■ **REQUIREMENT**
Track down the lines that contain "page" and copy them.
+++ DATA EXTRACT
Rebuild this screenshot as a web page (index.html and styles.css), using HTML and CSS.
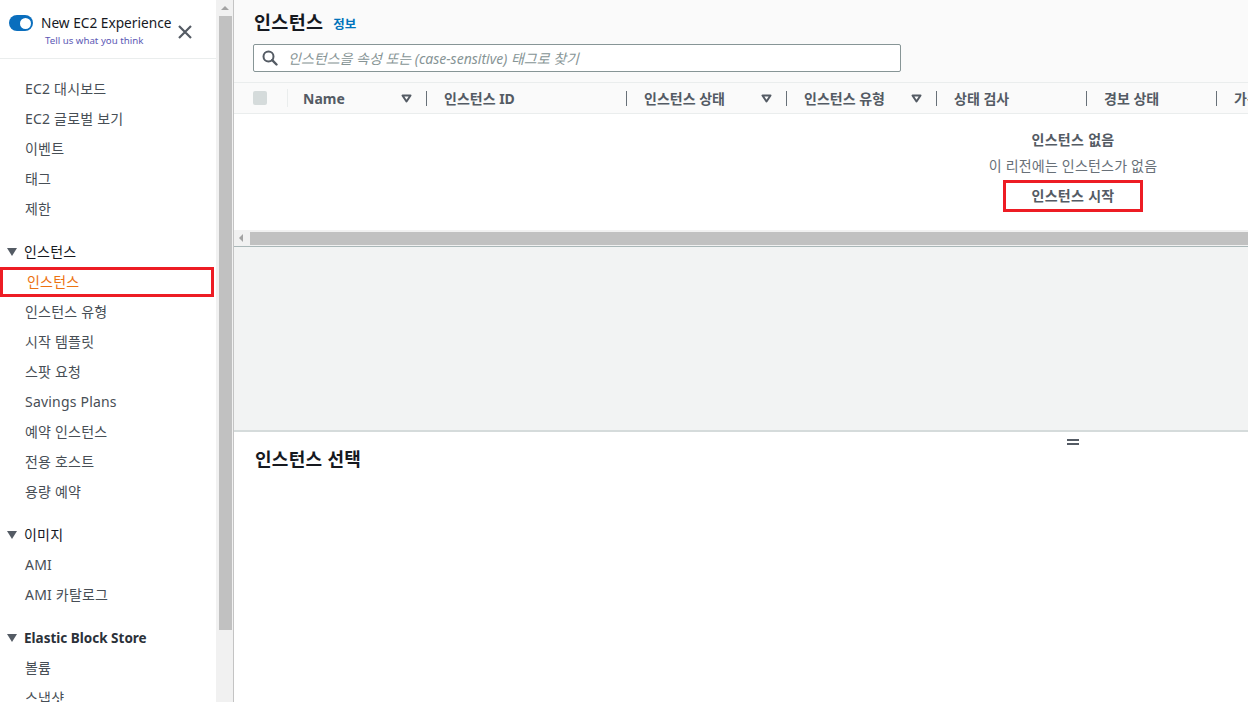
FILE: index.html
```html
<!DOCTYPE html>
<html lang="ko">
<head>
<meta charset="utf-8">
<title>인스턴스 | EC2</title>
<link rel="stylesheet" href="styles.css">
</head>
<body>
<div class="app">
  <aside class="sidebar">
    <div class="side-head">
      <span class="toggle"><span class="knob"></span></span>
      <div class="exp">
        <div class="exp-title">New EC2 Experience</div>
        <div class="exp-link">Tell us what you think</div>
      </div>
      <svg class="close" width="14" height="14" viewBox="0 0 14 14"><path d="M1 1L13 13M13 1L1 13" stroke="#545b64" stroke-width="2.2" fill="none"/></svg>
    </div>
    <nav class="nav">
      <div class="item">EC2 대시보드</div>
      <div class="item">EC2 글로벌 보기</div>
      <div class="item">이벤트</div>
      <div class="item">태그</div>
      <div class="item">제한</div>
      <div class="section"><span class="caret"></span>인스턴스</div>
      <div class="item active">인스턴스</div>
      <div class="item">인스턴스 유형</div>
      <div class="item">시작 템플릿</div>
      <div class="item">스팟 요청</div>
      <div class="item">Savings Plans</div>
      <div class="item">예약 인스턴스</div>
      <div class="item">전용 호스트</div>
      <div class="item">용량 예약</div>
      <div class="section"><span class="caret"></span>이미지</div>
      <div class="item">AMI</div>
      <div class="item">AMI 카탈로그</div>
      <div class="section latin"><span class="caret"></span>Elastic Block Store</div>
      <div class="item">볼륨</div>
      <div class="item">스냅샷</div>
    </nav>
  </aside>
  <div class="vscroll">
    <span class="arrow-up"></span>
    <div class="vthumb"></div>
  </div>
  <main class="main">
    <header class="page-head">
      <div class="title-row">
        <h1 class="title">인스턴스</h1>
        <span class="info">정보</span>
      </div>
      <div class="search">
        <svg class="search-icon" width="16" height="16" viewBox="0 0 16 16"><circle cx="6.5" cy="6.5" r="5" stroke="#545b64" stroke-width="2" fill="none"/><path d="M10.2 10.2L14.5 14.5" stroke="#545b64" stroke-width="2.4" stroke-linecap="round"/></svg>
        <span class="placeholder">인스턴스을 속성 또는 (case-sensitive) 태그로 찾기</span>
      </div>
    </header>
    <div class="table">
      <div class="thead">
        <div class="cell c-check"><span class="checkbox"></span></div>
        <span class="sep"></span>
        <div class="cell c-name"><span>Name</span><svg class="sort" width="11" height="9" viewBox="0 0 11 9"><path d="M1.5 1.5H9.5L5.5 7.5Z" stroke="#545b64" stroke-width="2" fill="none" stroke-linejoin="round"/></svg></div>
        <span class="sep"></span>
        <div class="cell c-id"><span>인스턴스 ID</span></div>
        <span class="sep"></span>
        <div class="cell c-state"><span>인스턴스 상태</span><svg class="sort" width="11" height="9" viewBox="0 0 11 9"><path d="M1.5 1.5H9.5L5.5 7.5Z" stroke="#545b64" stroke-width="2" fill="none" stroke-linejoin="round"/></svg></div>
        <span class="sep"></span>
        <div class="cell c-type"><span>인스턴스 유형</span><svg class="sort" width="11" height="9" viewBox="0 0 11 9"><path d="M1.5 1.5H9.5L5.5 7.5Z" stroke="#545b64" stroke-width="2" fill="none" stroke-linejoin="round"/></svg></div>
        <span class="sep"></span>
        <div class="cell c-check2"><span>상태 검사</span></div>
        <span class="sep"></span>
        <div class="cell c-alarm"><span>경보 상태</span></div>
        <span class="sep"></span>
        <div class="cell c-az"><span>가용 영역</span></div>
      </div>
      <div class="tbody">
        <div class="empty-title">인스턴스 없음</div>
        <div class="empty-text">이 리전에는 인스턴스가 없음</div>
        <div class="launch">인스턴스 시작</div>
      </div>
      <div class="hscroll">
        <span class="arrow-left"></span>
        <div class="hthumb"></div>
      </div>
    </div>
    <div class="gray-area"></div>
    <section class="detail">
      <div class="handle"><span></span><span></span></div>
      <h2 class="detail-title">인스턴스 선택</h2>
    </section>
  </main>
</div>
</body>
</html>
```
FILE: styles.css
```css
* { box-sizing: border-box; }
html, body { margin: 0; padding: 0; }
body {
  width: 1248px;
  height: 702px;
  overflow: hidden;
  font-family: "Noto Sans", "Noto Sans CJK KR", sans-serif;
  font-size: 14px;
  color: #16191f;
  background: #fff;
}
.app { display: flex; height: 702px; }

/* sidebar */
.sidebar { width: 216px; flex: none; background: #fff; overflow: hidden; }
.side-head {
  height: 59px;
  border-bottom: 1px solid #eaeded;
  display: flex;
  align-items: flex-start;
  padding: 14px 24px 0 9px;
}
.toggle {
  width: 24px; height: 16px; margin-top: 1px;
  border-radius: 8px; background: #0a6ebd;
  display: flex; align-items: center; justify-content: flex-end;
  padding-right: 2px; flex: none;
}
.knob { width: 11px; height: 11px; border-radius: 50%; background: #fff; }
.exp { margin-left: 8px; }
.exp-title { font-size: 13.7px; line-height: 18px; color: #16191f; }
.exp-link { font-size: 9.7px; line-height: 15px; margin-top: 1px; color: #5c58b5; padding-left: 4px; }
.close { margin-left: auto; margin-top: 11px; flex: none; }

.nav { padding-top: 15px; }
.item {
  height: 30px; line-height: 30px;
  padding-left: 25px;
  color: #474e55;
  font-size: 14px;
  letter-spacing: 0.2px;
  white-space: nowrap;
}
.item.active {
  width: 214px;
  color: #ec7211;
  padding-left: 27px;
  outline: 3px solid #ed1c24;
  outline-offset: -3px;
}
.section {
  margin-top: 13px;
  height: 30px; line-height: 30px;
  padding-left: 7px;
  display: flex; align-items: center;
  color: #16191f; font-size: 14px;
  letter-spacing: 0.2px;
  white-space: nowrap;
}
.section.latin { font-weight: 700; color: #2b3139; font-size: 13.5px; letter-spacing: 0; }
.caret {
  width: 0; height: 0;
  border-left: 5.5px solid transparent;
  border-right: 5.5px solid transparent;
  border-top: 8px solid #545b64;
  margin-right: 7px;
}

/* sidebar scrollbar */
.vscroll {
  width: 18px; flex: none;
  background: #f1f1f1;
  border-right: 1px solid #c4c4c4;
  display: flex; flex-direction: column; align-items: center;
  padding-left: 2px; padding-right: 1px;
}
.arrow-up {
  margin-top: 6px;
  width: 0; height: 0;
  border-left: 4px solid transparent;
  border-right: 4px solid transparent;
  border-bottom: 4px solid #a3a3a3;
}
.vthumb { margin-top: 6px; width: 13px; height: 614px; background: #c1c1c1; }

/* main */
.main { width: 1014px; flex: none; overflow: hidden; display: flex; flex-direction: column; }
.page-head { height: 82px; flex: none; background: #fafafa; padding: 10px 0 0 19px; }
.title-row { display: flex; align-items: baseline; height: 24px; }
.title { margin: 0; font-size: 18.5px; line-height: 24px; font-weight: 700; color: #16191f; padding-left: 1px; letter-spacing: 0.3px; }
.info { margin-left: 10px; font-size: 12.5px; color: #0073bb; font-weight: 700; }
.search {
  margin-top: 10px;
  width: 648px; height: 28px;
  border: 1px solid #879596;
  border-radius: 2px;
  background: #fff;
  display: flex; align-items: center;
  padding-left: 8px;
}
.search-icon { flex: none; }
.placeholder { margin-left: 10px; font-style: italic; color: #879596; font-size: 14px; white-space: nowrap; }

.table { width: 1678px; flex: none; }
.thead {
  height: 32px;
  background: #fafafa;
  border-top: 1px solid #eaeded;
  border-bottom: 1px solid #eaeded;
  display: flex; align-items: center;
}
.cell {
  height: 30px;
  display: flex; align-items: center; justify-content: space-between;
  padding: 0 14px 0 17px;
  font-weight: 700; color: #545b64; font-size: 14px;
  white-space: nowrap; flex: none;
}
.c-check { width: 53px; padding-left: 19px; }
.c-name { width: 138px; padding-left: 15px; }
.c-id { width: 199px; }
.c-state { width: 159px; }
.c-type { width: 149px; }
.c-check2 { width: 149px; }
.c-alarm { width: 129px; }
.c-az { width: 200px; }
.checkbox { width: 14px; height: 14px; border-radius: 2px; background: #d5dbdb; }
.sep { width: 1px; height: 15px; background: #687078; flex: none; }
.c-check + .sep { background: #eaeded; height: 18px; }
.sort { flex: none; }

.tbody {
  height: 116px;
  display: flex; flex-direction: column; align-items: center;
  padding-top: 16px;
  background: #fff;
}
.empty-title { font-weight: 700; color: #545b64; line-height: 20px; letter-spacing: 0.3px; }
.empty-text { margin-top: 6px; color: #687078; line-height: 20px; letter-spacing: 0.2px; }
.launch {
  margin-top: 4px;
  height: 32px; line-height: 26px;
  border: 3px solid #ed1c24;
  padding: 0 25px;
  font-weight: 700; color: #545b64;
  letter-spacing: 0.3px;
}
.hscroll {
  height: 17px;
  background: #f1f1f1;
  border-bottom: 1px solid #aab7b8;
  display: flex; align-items: flex-start;
  padding-left: 5px;
}
.arrow-left {
  margin-top: 4px;
  width: 0; height: 0;
  border-top: 4px solid transparent;
  border-bottom: 4px solid transparent;
  border-right: 4px solid #a3a3a3;
}
.hthumb { margin-left: 7px; height: 13px; flex: 1; background: #c1c1c1; margin-top: 2px; }

.gray-area { height: 185px; background: #f2f3f3; border-bottom: 2px solid #d5dbdb; flex: none; }
.detail { width: 1678px; flex: 1; background: #fff; padding-top: 7px; }
.handle { display: flex; flex-direction: column; align-items: center; gap: 2px; }
.handle span { width: 12px; height: 2px; background: #545b64; }
.detail-title { margin: 2px 0 0 0; padding-left: 21px; font-size: 18px; line-height: 24px; font-weight: 700; color: #16191f; letter-spacing: 0.3px; }
```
++++++
■ **ANSWER IN FULL**
Rebuild this screenshot as a web page (index.html and styles.css), using HTML and CSS.
    <header class="page-head">
.page-head { height: 82px; flex: none; background: #fafafa; padding: 10px 0 0 19px; }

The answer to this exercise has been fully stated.